-- Requirements --
Only the pictures are omitted; repeat all other data exactly.

-- Information shown --
# # # # # # #
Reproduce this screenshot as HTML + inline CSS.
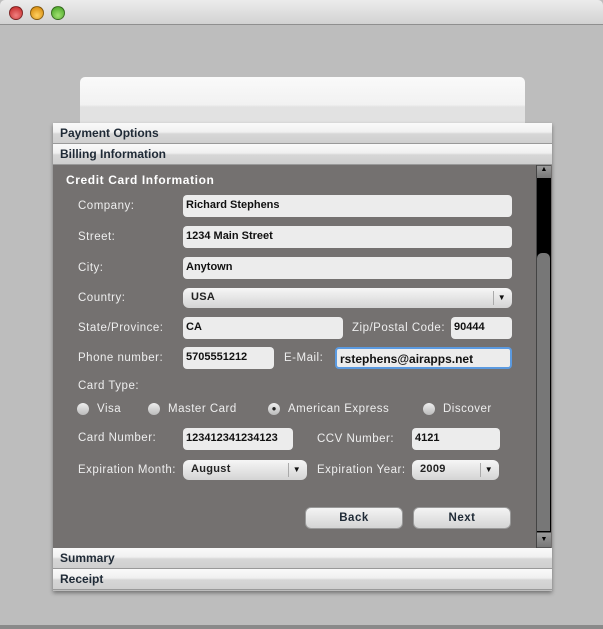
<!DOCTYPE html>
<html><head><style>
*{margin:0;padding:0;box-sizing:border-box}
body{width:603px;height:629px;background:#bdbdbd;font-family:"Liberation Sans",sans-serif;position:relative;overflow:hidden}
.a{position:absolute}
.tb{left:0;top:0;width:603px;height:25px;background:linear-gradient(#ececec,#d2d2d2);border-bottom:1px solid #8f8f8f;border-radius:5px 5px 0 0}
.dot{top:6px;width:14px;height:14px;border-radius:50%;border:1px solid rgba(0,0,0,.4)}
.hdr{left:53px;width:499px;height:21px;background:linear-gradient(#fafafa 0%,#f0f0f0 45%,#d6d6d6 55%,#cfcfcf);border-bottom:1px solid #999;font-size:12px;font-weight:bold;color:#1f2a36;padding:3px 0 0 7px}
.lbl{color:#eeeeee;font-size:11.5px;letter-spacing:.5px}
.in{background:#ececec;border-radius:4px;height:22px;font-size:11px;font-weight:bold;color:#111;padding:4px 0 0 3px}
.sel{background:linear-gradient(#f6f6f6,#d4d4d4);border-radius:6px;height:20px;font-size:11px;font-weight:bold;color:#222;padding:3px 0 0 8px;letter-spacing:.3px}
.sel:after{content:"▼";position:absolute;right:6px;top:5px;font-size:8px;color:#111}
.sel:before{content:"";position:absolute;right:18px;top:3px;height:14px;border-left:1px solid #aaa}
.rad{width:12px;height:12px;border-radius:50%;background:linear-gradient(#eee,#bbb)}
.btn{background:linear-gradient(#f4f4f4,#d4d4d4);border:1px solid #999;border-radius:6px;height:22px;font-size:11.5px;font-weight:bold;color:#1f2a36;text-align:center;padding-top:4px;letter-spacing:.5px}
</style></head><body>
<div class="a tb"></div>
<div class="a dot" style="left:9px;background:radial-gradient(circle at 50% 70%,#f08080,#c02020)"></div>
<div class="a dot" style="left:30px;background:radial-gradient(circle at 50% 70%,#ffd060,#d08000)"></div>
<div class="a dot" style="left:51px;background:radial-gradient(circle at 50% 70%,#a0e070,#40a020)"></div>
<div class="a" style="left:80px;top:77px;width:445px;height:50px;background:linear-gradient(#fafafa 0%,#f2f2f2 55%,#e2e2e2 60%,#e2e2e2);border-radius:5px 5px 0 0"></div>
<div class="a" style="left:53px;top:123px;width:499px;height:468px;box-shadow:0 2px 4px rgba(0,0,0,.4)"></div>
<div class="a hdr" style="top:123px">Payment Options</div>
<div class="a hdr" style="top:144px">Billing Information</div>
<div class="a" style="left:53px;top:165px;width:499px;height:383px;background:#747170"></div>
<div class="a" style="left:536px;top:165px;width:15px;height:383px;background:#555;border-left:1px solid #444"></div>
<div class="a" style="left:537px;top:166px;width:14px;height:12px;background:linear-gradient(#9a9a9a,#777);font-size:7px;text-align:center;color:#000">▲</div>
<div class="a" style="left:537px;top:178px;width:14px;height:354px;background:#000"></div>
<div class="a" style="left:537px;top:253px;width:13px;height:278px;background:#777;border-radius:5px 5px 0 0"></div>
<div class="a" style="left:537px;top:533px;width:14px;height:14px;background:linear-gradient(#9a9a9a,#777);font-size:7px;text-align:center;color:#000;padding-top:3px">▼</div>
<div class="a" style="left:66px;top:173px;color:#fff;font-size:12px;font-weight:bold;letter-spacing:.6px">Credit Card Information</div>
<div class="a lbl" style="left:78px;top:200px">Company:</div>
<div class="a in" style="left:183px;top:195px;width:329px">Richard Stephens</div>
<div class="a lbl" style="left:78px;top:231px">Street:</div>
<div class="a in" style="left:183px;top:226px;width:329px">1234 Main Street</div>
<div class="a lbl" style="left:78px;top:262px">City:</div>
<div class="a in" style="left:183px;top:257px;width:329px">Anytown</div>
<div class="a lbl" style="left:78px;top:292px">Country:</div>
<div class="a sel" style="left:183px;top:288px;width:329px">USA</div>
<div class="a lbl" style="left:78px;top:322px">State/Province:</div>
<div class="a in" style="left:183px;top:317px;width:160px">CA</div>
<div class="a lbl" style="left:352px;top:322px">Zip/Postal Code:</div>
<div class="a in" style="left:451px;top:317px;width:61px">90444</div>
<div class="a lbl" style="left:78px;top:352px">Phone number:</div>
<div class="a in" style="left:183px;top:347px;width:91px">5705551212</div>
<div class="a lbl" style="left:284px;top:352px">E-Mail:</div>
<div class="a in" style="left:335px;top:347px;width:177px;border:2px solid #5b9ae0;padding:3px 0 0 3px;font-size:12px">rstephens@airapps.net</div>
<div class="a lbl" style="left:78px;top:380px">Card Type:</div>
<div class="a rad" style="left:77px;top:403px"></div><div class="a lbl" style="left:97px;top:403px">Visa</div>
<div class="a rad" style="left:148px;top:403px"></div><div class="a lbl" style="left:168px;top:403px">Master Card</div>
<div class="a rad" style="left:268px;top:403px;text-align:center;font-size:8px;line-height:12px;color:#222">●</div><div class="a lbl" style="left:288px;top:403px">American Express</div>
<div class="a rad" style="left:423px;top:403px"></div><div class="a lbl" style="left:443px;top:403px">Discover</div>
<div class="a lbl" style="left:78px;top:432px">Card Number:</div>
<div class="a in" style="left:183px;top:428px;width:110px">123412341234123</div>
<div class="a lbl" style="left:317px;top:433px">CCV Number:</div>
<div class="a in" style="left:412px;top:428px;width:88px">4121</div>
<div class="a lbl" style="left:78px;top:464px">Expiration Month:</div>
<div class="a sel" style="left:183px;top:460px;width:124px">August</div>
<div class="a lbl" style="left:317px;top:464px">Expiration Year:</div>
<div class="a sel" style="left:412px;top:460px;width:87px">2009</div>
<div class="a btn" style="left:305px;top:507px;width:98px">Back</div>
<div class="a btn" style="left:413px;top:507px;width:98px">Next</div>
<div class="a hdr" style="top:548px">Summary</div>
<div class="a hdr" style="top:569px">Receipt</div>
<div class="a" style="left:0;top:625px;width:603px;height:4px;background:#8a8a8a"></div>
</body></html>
# # # # # # #
-- Answer --
Reproduce this screenshot as HTML + inline CSS.
<!DOCTYPE html>
<html><head><style>
*{margin:0;padding:0;box-sizing:border-box}
body{width:603px;height:629px;background:#bdbdbd;font-family:"Liberation Sans",sans-serif;position:relative;overflow:hidden}
.a{position:absolute}
.tb{left:0;top:0;width:603px;height:25px;background:linear-gradient(#ececec,#d2d2d2);border-bottom:1px solid #8f8f8f;border-radius:5px 5px 0 0}
.dot{top:6px;width:14px;height:14px;border-radius:50%;border:1px solid rgba(0,0,0,.4)}
.hdr{left:53px;width:499px;height:21px;background:linear-gradient(#fafafa 0%,#f0f0f0 45%,#d6d6d6 55%,#cfcfcf);border-bottom:1px solid #999;font-size:12px;font-weight:bold;color:#1f2a36;padding:3px 0 0 7px}
.lbl{color:#eeeeee;font-size:11.5px;letter-spacing:.5px}
.in{background:#ececec;border-radius:4px;height:22px;font-size:11px;font-weight:bold;color:#111;padding:4px 0 0 3px}
.sel{background:linear-gradient(#f6f6f6,#d4d4d4);border-radius:6px;height:20px;font-size:11px;font-weight:bold;color:#222;padding:3px 0 0 8px;letter-spacing:.3px}
.sel:after{content:"▼";position:absolute;right:6px;top:5px;font-size:8px;color:#111}
.sel:before{content:"";position:absolute;right:18px;top:3px;height:14px;border-left:1px solid #aaa}
.rad{width:12px;height:12px;border-radius:50%;background:linear-gradient(#eee,#bbb)}
.btn{background:linear-gradient(#f4f4f4,#d4d4d4);border:1px solid #999;border-radius:6px;height:22px;font-size:11.5px;font-weight:bold;color:#1f2a36;text-align:center;padding-top:4px;letter-spacing:.5px}
</style></head><body>
<div class="a tb"></div>
<div class="a dot" style="left:9px;background:radial-gradient(circle at 50% 70%,#f08080,#c02020)"></div>
<div class="a dot" style="left:30px;background:radial-gradient(circle at 50% 70%,#ffd060,#d08000)"></div>
<div class="a dot" style="left:51px;background:radial-gradient(circle at 50% 70%,#a0e070,#40a020)"></div>
<div class="a" style="left:80px;top:77px;width:445px;height:50px;background:linear-gradient(#fafafa 0%,#f2f2f2 55%,#e2e2e2 60%,#e2e2e2);border-radius:5px 5px 0 0"></div>
<div class="a" style="left:53px;top:123px;width:499px;height:468px;box-shadow:0 2px 4px rgba(0,0,0,.4)"></div>
<div class="a hdr" style="top:123px">Payment Options</div>
<div class="a hdr" style="top:144px">Billing Information</div>
<div class="a" style="left:53px;top:165px;width:499px;height:383px;background:#747170"></div>
<div class="a" style="left:536px;top:165px;width:15px;height:383px;background:#555;border-left:1px solid #444"></div>
<div class="a" style="left:537px;top:166px;width:14px;height:12px;background:linear-gradient(#9a9a9a,#777);font-size:7px;text-align:center;color:#000">▲</div>
<div class="a" style="left:537px;top:178px;width:14px;height:354px;background:#000"></div>
<div class="a" style="left:537px;top:253px;width:13px;height:278px;background:#777;border-radius:5px 5px 0 0"></div>
<div class="a" style="left:537px;top:533px;width:14px;height:14px;background:linear-gradient(#9a9a9a,#777);font-size:7px;text-align:center;color:#000;padding-top:3px">▼</div>
<div class="a" style="left:66px;top:173px;color:#fff;font-size:12px;font-weight:bold;letter-spacing:.6px">Credit Card Information</div>
<div class="a lbl" style="left:78px;top:200px">Company:</div>
<div class="a in" style="left:183px;top:195px;width:329px">Richard Stephens</div>
<div class="a lbl" style="left:78px;top:231px">Street:</div>
<div class="a in" style="left:183px;top:226px;width:329px">1234 Main Street</div>
<div class="a lbl" style="left:78px;top:262px">City:</div>
<div class="a in" style="left:183px;top:257px;width:329px">Anytown</div>
<div class="a lbl" style="left:78px;top:292px">Country:</div>
<div class="a sel" style="left:183px;top:288px;width:329px">USA</div>
<div class="a lbl" style="left:78px;top:322px">State/Province:</div>
<div class="a in" style="left:183px;top:317px;width:160px">CA</div>
<div class="a lbl" style="left:352px;top:322px">Zip/Postal Code:</div>
<div class="a in" style="left:451px;top:317px;width:61px">90444</div>
<div class="a lbl" style="left:78px;top:352px">Phone number:</div>
<div class="a in" style="left:183px;top:347px;width:91px">5705551212</div>
<div class="a lbl" style="left:284px;top:352px">E-Mail:</div>
<div class="a in" style="left:335px;top:347px;width:177px;border:2px solid #5b9ae0;padding:3px 0 0 3px;font-size:12px">rstephens@airapps.net</div>
<div class="a lbl" style="left:78px;top:380px">Card Type:</div>
<div class="a rad" style="left:77px;top:403px"></div><div class="a lbl" style="left:97px;top:403px">Visa</div>
<div class="a rad" style="left:148px;top:403px"></div><div class="a lbl" style="left:168px;top:403px">Master Card</div>
<div class="a rad" style="left:268px;top:403px;text-align:center;font-size:8px;line-height:12px;color:#222">●</div><div class="a lbl" style="left:288px;top:403px">American Express</div>
<div class="a rad" style="left:423px;top:403px"></div><div class="a lbl" style="left:443px;top:403px">Discover</div>
<div class="a lbl" style="left:78px;top:432px">Card Number:</div>
<div class="a in" style="left:183px;top:428px;width:110px">123412341234123</div>
<div class="a lbl" style="left:317px;top:433px">CCV Number:</div>
<div class="a in" style="left:412px;top:428px;width:88px">4121</div>
<div class="a lbl" style="left:78px;top:464px">Expiration Month:</div>
<div class="a sel" style="left:183px;top:460px;width:124px">August</div>
<div class="a lbl" style="left:317px;top:464px">Expiration Year:</div>
<div class="a sel" style="left:412px;top:460px;width:87px">2009</div>
<div class="a btn" style="left:305px;top:507px;width:98px">Back</div>
<div class="a btn" style="left:413px;top:507px;width:98px">Next</div>
<div class="a hdr" style="top:548px">Summary</div>
<div class="a hdr" style="top:569px">Receipt</div>
<div class="a" style="left:0;top:625px;width:603px;height:4px;background:#8a8a8a"></div>
</body></html>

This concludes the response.